■ **Stated problem**
From the listing that follows, output everything exactly except the pictures.

■ **Data provided**
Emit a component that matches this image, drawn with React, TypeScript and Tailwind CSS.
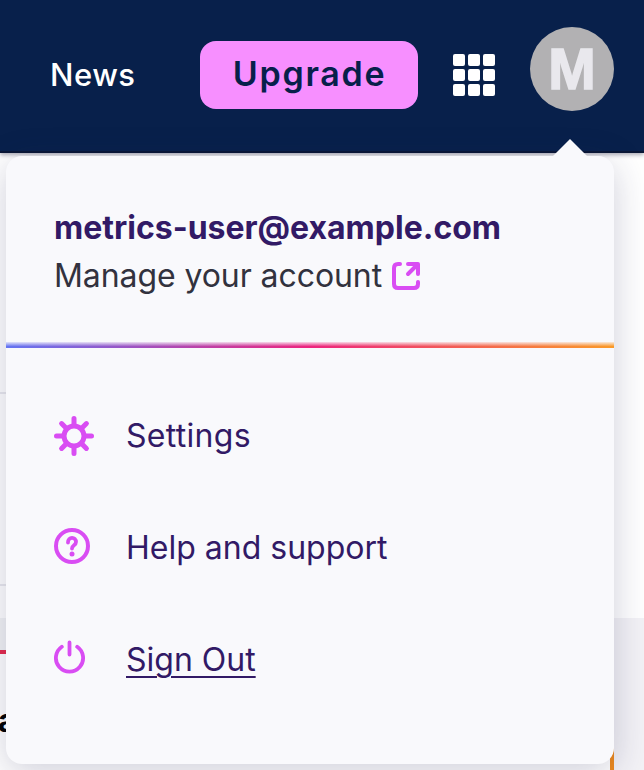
import React from "react";

function Header() {
  return (
    <header className="relative h-[153px] bg-[#08204b] flex items-start border-b-2 border-[#0a1736] shadow-[0_2px_4px_rgba(20,20,50,0.35)]">
      <a className="mt-[55px] ml-[50px] w-[150px] whitespace-nowrap font-['Inter'] text-[31px] font-medium leading-[40px] tracking-[0.5px] text-white">News</a>
      <button className="mt-[41px] h-[68px] w-[218px] shrink-0 rounded-[16px] bg-[#f78fff] pb-[2px] pl-[1px] font-['Inter'] text-[34px] font-semibold leading-[66px] tracking-[1.7px] text-[#08204b]">Upgrade</button>
      <div className="mt-[54px] ml-[35px] grid grid-cols-3 gap-[3px]">
        {Array.from({ length: 9 }, (_, i) => (
          <span key={i} className="size-[12px] rounded-[2px] bg-white" />
        ))}
      </div>
      <div className="mt-[27px] ml-[35px] flex size-[84px] items-center justify-center rounded-full bg-[#b2b1b3] font-['Liberation_Sans'] text-[57px] font-bold leading-none text-[#e9e8ed] [-webkit-text-stroke:1.5px_#e9e8ed]">M</div>
    </header>
  );
}

function PageBehind() {
  return (
    <main className="h-[617px] overflow-hidden bg-white">
      <div className="h-[239px]" />
      <div className="h-[2px] w-[300px] bg-[#e9e9ee]" />
      <div className="h-[190px]" />
      <div className="h-[2px] w-[300px] bg-[#e9e9ee]" />
      <div className="h-[32px]" />
      <div className="flex h-[152px]">
        <section className="w-[610px]">
          <div className="h-[32px] bg-[#f2f3f5]" />
          <div className="h-[4px] bg-[#e62a4c]" />
          <div className="-ml-[2px] mt-[47px] font-['Inter'] text-[32px] font-bold leading-[40px] text-black">a</div>
        </section>
        <div className="w-[4px] bg-[#ee8a1d]" />
        <div className="grow bg-[#f3f2f6]" />
      </div>
    </main>
  );
}

const iconProps = { fill: "none", stroke: "#d94df3", strokeLinecap: "round" as const };

function AccountMenu() {
  return (
    <div className="absolute left-[6px] top-[156px] h-[608px] w-[608px] rounded-[16px] bg-[#f9f9fc] pt-[48px] font-['Inter'] text-[32px] leading-[48px] text-[#321a66] shadow-[0_8px_36px_rgba(30,30,80,0.22)]">
      <svg className="absolute left-[546px] -top-[17px]" width="36" height="18" viewBox="0 0 36 18">
        <path d="M18 0 36 18H0Z" fill="#f9f9fc" />
      </svg>
      <div className="h-[48px] whitespace-nowrap pl-[48px] font-bold">metrics-user@example.com</div>
      <div className="flex h-[48px] items-center whitespace-nowrap pl-[48px] text-[#32323e]">
        <span className="w-[338px] tracking-[-0.08px]">Manage your account</span>
        <svg width="28" height="28" viewBox="0 0 28 28" {...iconProps} strokeWidth="4" strokeLinejoin="round">
          <path d="M8 2H6Q2 2 2 6V22Q2 26 6 26H22Q26 26 26 22V20M16 2H26V12M25 3 16 12" />
        </svg>
      </div>
      <div className="mt-[42px] h-[6px] bg-[linear-gradient(to_bottom,rgba(249,249,252,.85),rgba(249,249,252,0)_75%),linear-gradient(to_right,#6475f2,#ec257f_50%,#fa9a28)]" />
      <nav className="mt-[32px]">
        <div className="flex h-[112px] items-center pl-[48px]">
          <svg className="mr-[32px]" width="40" height="40" viewBox="0 0 40 40" {...iconProps} strokeWidth="5">
            <circle cx="20" cy="20" r="10" />
            <path d="M20 2.5V9M20 31v6.5M2.5 20H9M31 20h6.5M7.6 7.6l4.7 4.7M27.7 27.7l4.7 4.7M32.4 7.6l-4.7 4.7M12.3 27.7l-4.7 4.7" />
          </svg>
          <span className="tracking-[0.3px]">Settings</span>
        </div>
        <div className="flex h-[112px] items-center pl-[48px]">
          <svg className="mr-[36px] mb-[4px]" width="36" height="36" viewBox="0 0 36 36" {...iconProps} strokeWidth="4">
            <circle cx="18" cy="18" r="16" />
            <path d="M14 14.5C14 8.3 22 8.3 22 14C22 17.5 18 17 18 20.5" strokeWidth="3.8" />
            <circle cx="18" cy="26" r="2.5" fill="#d94df3" stroke="none" />
          </svg>
          <span>Help and support</span>
        </div>
        <div className="flex h-[112px] items-center pl-[48px]">
          <svg className="mr-[40px] mb-[7px]" width="32" height="34" viewBox="0 0 32 34" {...iconProps} strokeWidth="3.8">
            <path d="M15.5 2.5V14.5M7.8 6.8A13.6 13.6 0 1 0 23.2 6.8" />
          </svg>
          <span className="underline decoration-2 underline-offset-[5px]">Sign Out</span>
        </div>
      </nav>
    </div>
  );
}

export default function App() {
  return (
    <div className="relative h-[770px] w-[644px] overflow-hidden">
      <Header />
      <PageBehind />
      <AccountMenu />
    </div>
  );
}
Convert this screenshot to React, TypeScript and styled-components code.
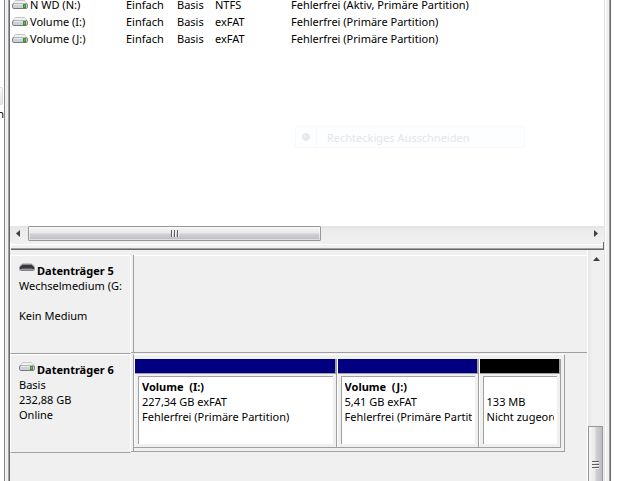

■ **Result for this exercise**
Emit a component that matches this image, drawn with React, TypeScript and Tailwind CSS.
import React from "react";

function Header() {
  return (
    <header className="relative h-[153px] bg-[#08204b] flex items-start border-b-2 border-[#0a1736] shadow-[0_2px_4px_rgba(20,20,50,0.35)]">
      <a className="mt-[55px] ml-[50px] w-[150px] whitespace-nowrap font-['Inter'] text-[31px] font-medium leading-[40px] tracking-[0.5px] text-white">News</a>
      <button className="mt-[41px] h-[68px] w-[218px] shrink-0 rounded-[16px] bg-[#f78fff] pb-[2px] pl-[1px] font-['Inter'] text-[34px] font-semibold leading-[66px] tracking-[1.7px] text-[#08204b]">Upgrade</button>
      <div className="mt-[54px] ml-[35px] grid grid-cols-3 gap-[3px]">
        {Array.from({ length: 9 }, (_, i) => (
          <span key={i} className="size-[12px] rounded-[2px] bg-white" />
        ))}
      </div>
      <div className="mt-[27px] ml-[35px] flex size-[84px] items-center justify-center rounded-full bg-[#b2b1b3] font-['Liberation_Sans'] text-[57px] font-bold leading-none text-[#e9e8ed] [-webkit-text-stroke:1.5px_#e9e8ed]">M</div>
    </header>
  );
}

function PageBehind() {
  return (
    <main className="h-[617px] overflow-hidden bg-white">
      <div className="h-[239px]" />
      <div className="h-[2px] w-[300px] bg-[#e9e9ee]" />
      <div className="h-[190px]" />
      <div className="h-[2px] w-[300px] bg-[#e9e9ee]" />
      <div className="h-[32px]" />
      <div className="flex h-[152px]">
        <section className="w-[610px]">
          <div className="h-[32px] bg-[#f2f3f5]" />
          <div className="h-[4px] bg-[#e62a4c]" />
          <div className="-ml-[2px] mt-[47px] font-['Inter'] text-[32px] font-bold leading-[40px] text-black">a</div>
        </section>
        <div className="w-[4px] bg-[#ee8a1d]" />
        <div className="grow bg-[#f3f2f6]" />
      </div>
    </main>
  );
}

const iconProps = { fill: "none", stroke: "#d94df3", strokeLinecap: "round" as const };

function AccountMenu() {
  return (
    <div className="absolute left-[6px] top-[156px] h-[608px] w-[608px] rounded-[16px] bg-[#f9f9fc] pt-[48px] font-['Inter'] text-[32px] leading-[48px] text-[#321a66] shadow-[0_8px_36px_rgba(30,30,80,0.22)]">
      <svg className="absolute left-[546px] -top-[17px]" width="36" height="18" viewBox="0 0 36 18">
        <path d="M18 0 36 18H0Z" fill="#f9f9fc" />
      </svg>
      <div className="h-[48px] whitespace-nowrap pl-[48px] font-bold">metrics-user@example.com</div>
      <div className="flex h-[48px] items-center whitespace-nowrap pl-[48px] text-[#32323e]">
        <span className="w-[338px] tracking-[-0.08px]">Manage your account</span>
        <svg width="28" height="28" viewBox="0 0 28 28" {...iconProps} strokeWidth="4" strokeLinejoin="round">
          <path d="M8 2H6Q2 2 2 6V22Q2 26 6 26H22Q26 26 26 22V20M16 2H26V12M25 3 16 12" />
        </svg>
      </div>
      <div className="mt-[42px] h-[6px] bg-[linear-gradient(to_bottom,rgba(249,249,252,.85),rgba(249,249,252,0)_75%),linear-gradient(to_right,#6475f2,#ec257f_50%,#fa9a28)]" />
      <nav className="mt-[32px]">
        <div className="flex h-[112px] items-center pl-[48px]">
          <svg className="mr-[32px]" width="40" height="40" viewBox="0 0 40 40" {...iconProps} strokeWidth="5">
            <circle cx="20" cy="20" r="10" />
            <path d="M20 2.5V9M20 31v6.5M2.5 20H9M31 20h6.5M7.6 7.6l4.7 4.7M27.7 27.7l4.7 4.7M32.4 7.6l-4.7 4.7M12.3 27.7l-4.7 4.7" />
          </svg>
          <span className="tracking-[0.3px]">Settings</span>
        </div>
        <div className="flex h-[112px] items-center pl-[48px]">
          <svg className="mr-[36px] mb-[4px]" width="36" height="36" viewBox="0 0 36 36" {...iconProps} strokeWidth="4">
            <circle cx="18" cy="18" r="16" />
            <path d="M14 14.5C14 8.3 22 8.3 22 14C22 17.5 18 17 18 20.5" strokeWidth="3.8" />
            <circle cx="18" cy="26" r="2.5" fill="#d94df3" stroke="none" />
          </svg>
          <span>Help and support</span>
        </div>
        <div className="flex h-[112px] items-center pl-[48px]">
          <svg className="mr-[40px] mb-[7px]" width="32" height="34" viewBox="0 0 32 34" {...iconProps} strokeWidth="3.8">
            <path d="M15.5 2.5V14.5M7.8 6.8A13.6 13.6 0 1 0 23.2 6.8" />
          </svg>
          <span className="underline decoration-2 underline-offset-[5px]">Sign Out</span>
        </div>
      </nav>
    </div>
  );
}

export default function App() {
  return (
    <div className="relative h-[770px] w-[644px] overflow-hidden">
      <Header />
      <PageBehind />
      <AccountMenu />
    </div>
  );
}
Convert this screenshot to React, TypeScript and styled-components code.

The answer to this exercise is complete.